Выбрать главу

Рыжов. Леночка?

Трубников. Вы, помнится, дружили с ней до войны?

Рыжов. Да. Теперь мне особенно жаль, что мы с вами не можем отложить опыт, если хотим, чтобы он закончился еще в этом году.

Трубников. Да, вы правы. Сегодня двадцать первое декабря…

Рыжов. А в десять утра тридцать первого я буду стоять здесь перед вами.

Трубников. А там и Новый год.

Рыжов. А там и Новый год. Ну…

Трубников. Погодите, мне все хочется еще что-то сказать вам. Ведь все-таки…

Рыжов. Не надо, Сергей Александрович! Мне всегда нравилось ваше спокойствие накануне любых опытов. А я ведь ваш ученик. Ну…

Трубников (протягивая ему руку). Вы правы. Помните, что я абсолютно спокоен за препарат. Иначе я это сделал бы сам.

Рыжов. Я тоже не буду волноваться ни минуты.

Трубников (улыбнувшись). Будете сдерживаться?

Рыжов. Нет, просто не буду волноваться. До свидания.

Трубников. До свидания, Григорий Иванович.

Провожает его до двери. Рыжов выходит. Трубников, взглянув на часы, садится за письменный стол и надевает очки. Стук в дверь.

Да.

Входит Федор Федорович Иванов. Мы его уже мельком видели в начале картины. Это среднего роста худощавый человек. У него очень коротко, под «бокс» подстриженные волосы, медного загара лицо и шея и быстрая, порывистая походка. На вид ему под пятьдесят. Поверх костюма он в расстегнутом медицинском халате.

Иванов. Я на пять минут. Неотложное дело.

Трубников. Я к вашим услугам, Федор Федорович. Но, простите Бога ради, за одно замечание…

Иванов. Халат?

Трубников. Да. Я третий год покорнейше прошу товарищей профессоров подавать всем пример и не ходить в этот корпус в халатах. Не превращайте мой кабинет в лабораторию.

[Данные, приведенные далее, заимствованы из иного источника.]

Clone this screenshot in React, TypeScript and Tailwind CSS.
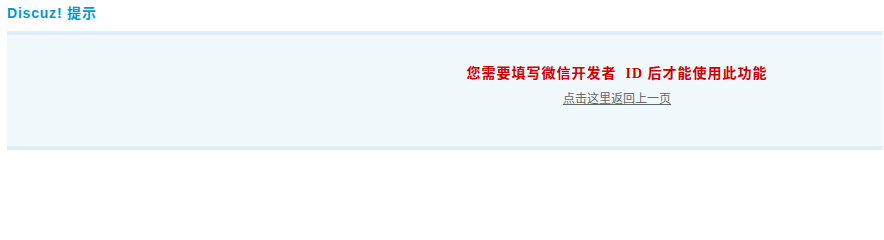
import React from 'react';

const cjk = '"Liberation Serif", "Noto Sans CJK SC", serif';

export default function App() {
  return (
    <div className="w-[884px] h-[216px] bg-white pl-[7px] pr-px pt-[3px]">
      <h3
        className="text-[14px] leading-[20px] font-bold text-[#0099cc] tracking-[0.8px]"
        style={{ fontFamily: '"Liberation Sans", "Noto Sans CJK SC", sans-serif' }}
      >
        Discuz! 提示
      </h3>
      <div className="mt-[8px] border-y-4 border-[#deeffa] bg-[#f2f9fd] pt-[28px] pb-[38px] pl-[344px] text-center">
        <h4 className="text-[14px] leading-[21px] font-bold text-[#cc0000] mb-[6px] tracking-[1px]" style={{ fontFamily: cjk }}>
          您需要填写微信开发者&nbsp; ID 后才能使用此功能
        </h4>
        <p className="text-[12px] leading-[18px]" style={{ fontFamily: cjk }}>
          <a href="#" className="text-[#666666] underline">点击这里返回上一页</a>
        </p>
      </div>
    </div>
  );
}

Иванов. Хорошо. Я постараюсь посещать ваш кабинет возможно реже. Кстати, он мне не нравится.

Трубников. Вот как! Чем же?

Иванов. Слишком большой письменный прибор на столе и слишком много ваших фотографий на стенах.

Трубников. Хорошо. Завтра я добавлю несколько ваших. Не демонстрируйте своего дурного характера, я с ним знаком уже двадцать шесть лет. К делу!

Иванов. Я вернулся известить вас о том, о чем не хотел говорить при всех. Вчера вечером после вашего ухода ко мне в отдел особо опасных инфекций явился профессор Окунев и, ссылаясь на ваше разрешение, просил показать ему методы изготовления препарата «С-Т».

Трубников. Ну?

Иванов. Я выставил его.

Трубников. То есть как выставили?

Иванов. То есть по форме — вежливо, а по существу — бесповоротно.

Трубников. С какой стати вы себе это позволили?

Иванов. А с какой стати это дутое медицинское светило лезет в секреты изготовления нашего препарата? Он нам не прямое начальство ни по ученой, ни по административной линии, а праздное любопытство я предпочитаю не поощрять.

Трубников. Вы не учли только одного: что он сослался на мое разрешение. Надеюсь, я имею право показать моему другу методы изготовления моего препарата?

Иванов. Между прочим, не «моего», а нашего, институтского.

Трубников. Между прочим, с тех пор как институт находится под моим руководством, я как-то никогда не отделял себя от него.

Иванов. Вернее, его от себя. Ох, как же вы любите, чтобы все к каждому слову прибавляли: «Под руководством Сергея Александровича»! И каждый опыт под вашим руководством, и каждую морскую свинку загубили под вашим руководством, и сидим, и дышим, и передвигаемся — все под вашим руководством! А вот у меня свои мозги, и они находятся под моим собственным руководством, и, раскинув ими, я не пустил к себе в лабораторию этого верхогляда.

Трубников. Сегодня пустите.

Иванов. Письменное приказание от вас!

Трубников. Хорошо. Получите. Что еще?

Иванов. Ничего, выполню. Но имейте в виду: одновременно сообщу об этом в партком как о ненужной и вредной вещи.

Трубников (улыбнувшись). Можете передать через меня.

Иванов. Ваша ирония неуместна. Вы в партии еще не так давно, а передо мной там тоже двери не закрыты.

Трубников. Я пошутил.

Иванов. А я нет…

Трубников (улыбнувшись). Вы прямо, как князь Святослав, который заранее объявлял хазарам: «Иду на вы».